6. Vicarious liability provisions cannot be invoked without action against the principal offender
(i) Disqualification of the directors is invocation of vicarious liability for the non-compliance of the company. Ordinarily, vicarious liability is not invoked, unless the principal offender is also proceeded against. Therefore, where the company’s name has not been struck off, disqualification of the director could well be wrongful invocation of the provision of vicarious liability;
(ii) In the context of criminal liability, the Supreme Court, in Aneeta Hada v M/s. Godfather Travels & Tours Private Limited (2012), held that “…Applying the doctrine of strict construction, we are of the considered opinion that commission of offence by the company is an express condition precedent to attract the vicarious liability of others…”
Further, disqualification may perhaps, not result in automatic vacation of the office of the director, given the language of Section 164(2)(a) – “No person who is or has been a director of a company which…has not filed financial statements ……shall be eligible to be re-appointed as a director of that company or appointed in other company …”. Therefore, Section 164(2)(a) does not, on its plain reading, suggest that disqualification is a bar on continuing as a director. Also, Section 167 may be read only as including disqualification under sub-section (1) within its ambit and not sub-section (2) of Section 164, since the latter deals only with vicarious liability of directors.

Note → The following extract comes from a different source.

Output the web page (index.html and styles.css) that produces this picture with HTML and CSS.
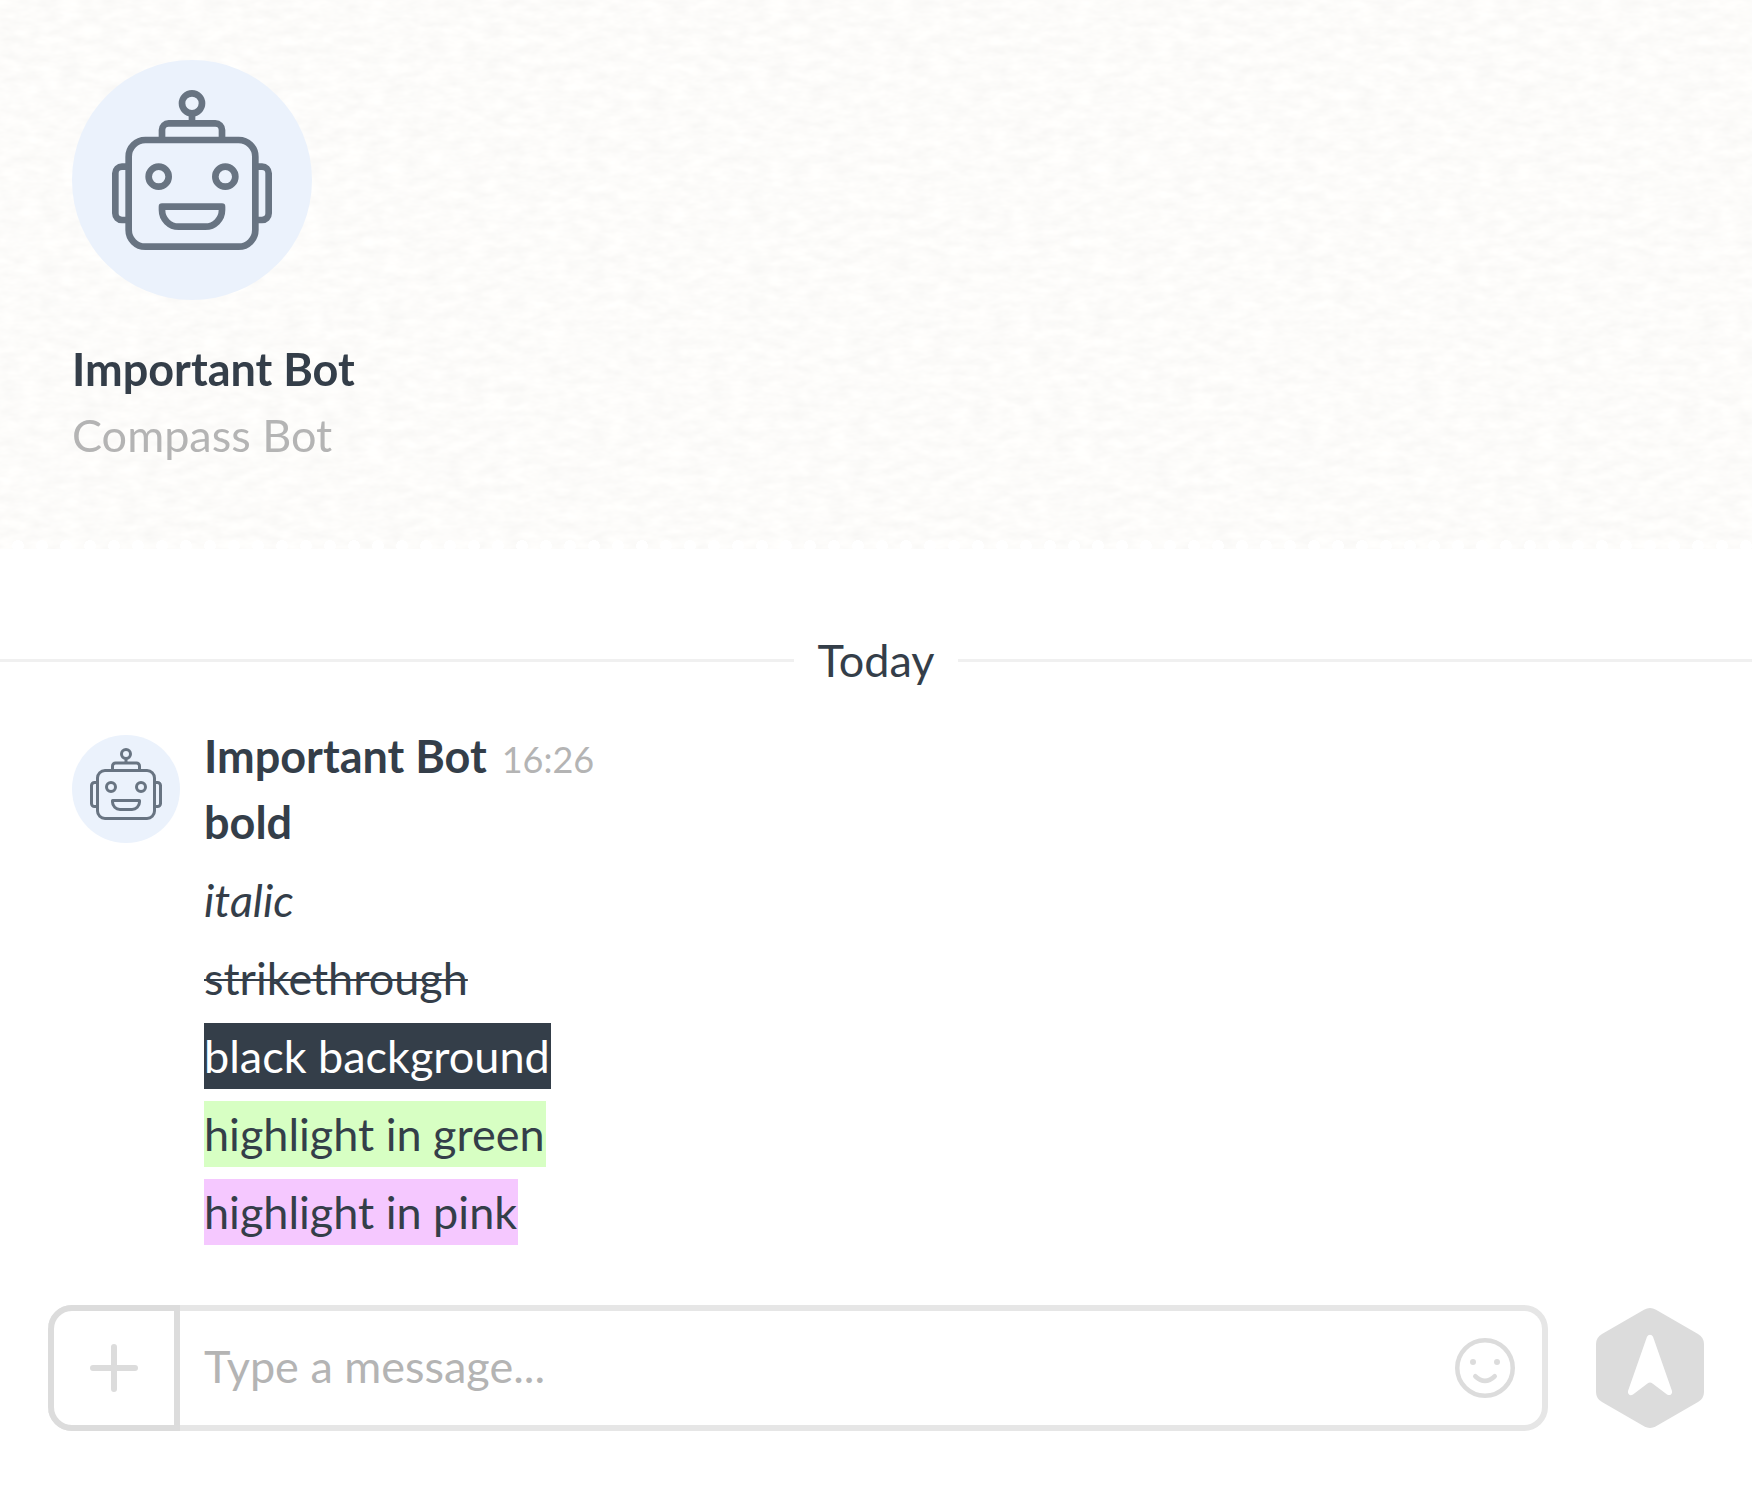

In this regard, the order of the Delhi High Court staying the disqualification also records that prima facie, it appears that the said provision does not provide for immediate disqualification of Directors. Whether the disqualifications will stand judicial scrutiny or not is for time to tell. While an interim order is, by no standard, a yardstick, it appears that prima facie, the courts are noticing the fault lines in the disqualification drive of the Ministry of Corporate Affairs.